After Months Of Debate, Agriculture Workers Are Set To Gain New Rights In Colorado

Irrigation Farming Corn Weld County
Hart Van Denburg/CPR News
Center pivot irrigation machinery in a Weld County corn field Monday, July 20, 2020.

Farm workers are set to gain new labor rights under a bill that has nearly passed the state legislature. If approved by Gov. Jared Polis, the change would eliminate some of the special exemptions that the industry has long been granted from labor laws.

The bill ran into intense criticism from some farm and ranch owners, and also from some Democrats representing rural areas. In response, the sponsors made several compromises. 

They kept the core ideas intact, but agreed that some details of implementation would be settled later — such as the length and timing of required breaks, and the details of overtime pay. Those questions would be handled in a rulemaking process.

Among its biggest changes, the bill would:

  • Require farms to pay workers the state minimum wage of $12.32 an hour, or local minimum wages if they're higher, and not just the federal wage of $7.25
  • Allow agriculture employees to join unions
  • Require overtime pay for agriculture workers
  • Require meal breaks and rest periods
  • Limit the use of short-handled tools, except for organic operations and in some other specific cases

The bill was set to pass its third vote in the House today, after which it will return to the Senate for final approval.

David Harold, a farmer in Olathe, said the recent amendments eased some of his objections. But he said that bill proponents didn’t seem to distinguish between businesses that treat their employees well and those that don’t when they wrote their policy.

“The bill got to a much better place in the end and there was compromise, and we made progress,” he said. But the process left a “sour taste” in his mouth, and has him questioning his longtime support for Democrats.

Harold hoped that the rulemaking process could work out one of his biggest concerns: overtime pay. Having to pay extra for long days at critical times could force him to reduce hours for his workers, many of whom are in the U.S. on H2A visas. He saw that as a detriment for men who had come to the country to earn relatively higher wages and work as much as possible.

“I really think any employee who wants to work at the (regular) rate ought to be able to,” he said. Workers on H2A visas earn about $15 an hour or more under federal regulations in Colorado.

Proponents of the bill said that it would protect workers from exploitation in grueling conditions.

“No workers are any more or less unique, no less human, no less deserving of these basic rights,” said Rep. Karen McCormick, a Democratic sponsor who chairs the House Agriculture Committee. Other sponsors included Rep. Yadira Caraveo and Sens. Dominick Moreno and Jessie Danielson.

Advocates described workers enduring long shifts without water or restrooms and suffering lasting injuries from the use of short-handled tools — all made worse because workers are afraid to speak up.
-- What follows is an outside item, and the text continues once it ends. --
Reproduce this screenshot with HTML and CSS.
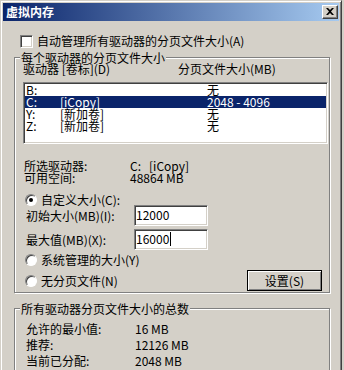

“Farmworkers were intentionally excluded from the laws that provide basic worker protections in order to preserve a system built on the racially motivated exploitation of farmworkers and domestic servants for their cheap labor,” said Jenifer Rodriguez of Colorado Legal Services, at an earlier committee hearing.

Marilyn Bay Drake, executive director of the Colorado Fruit & Vegetable Growers Association, expected the details of many of the new requirements to emerge late this year, posing significant questions for growers as they plan their next season.

“It’s going to dramatically change agriculture, especially produce growers’ income, the way they do things, their relationships with their employees,” she said. “However it is certainly better than it was when it was first introduced in the Senate.”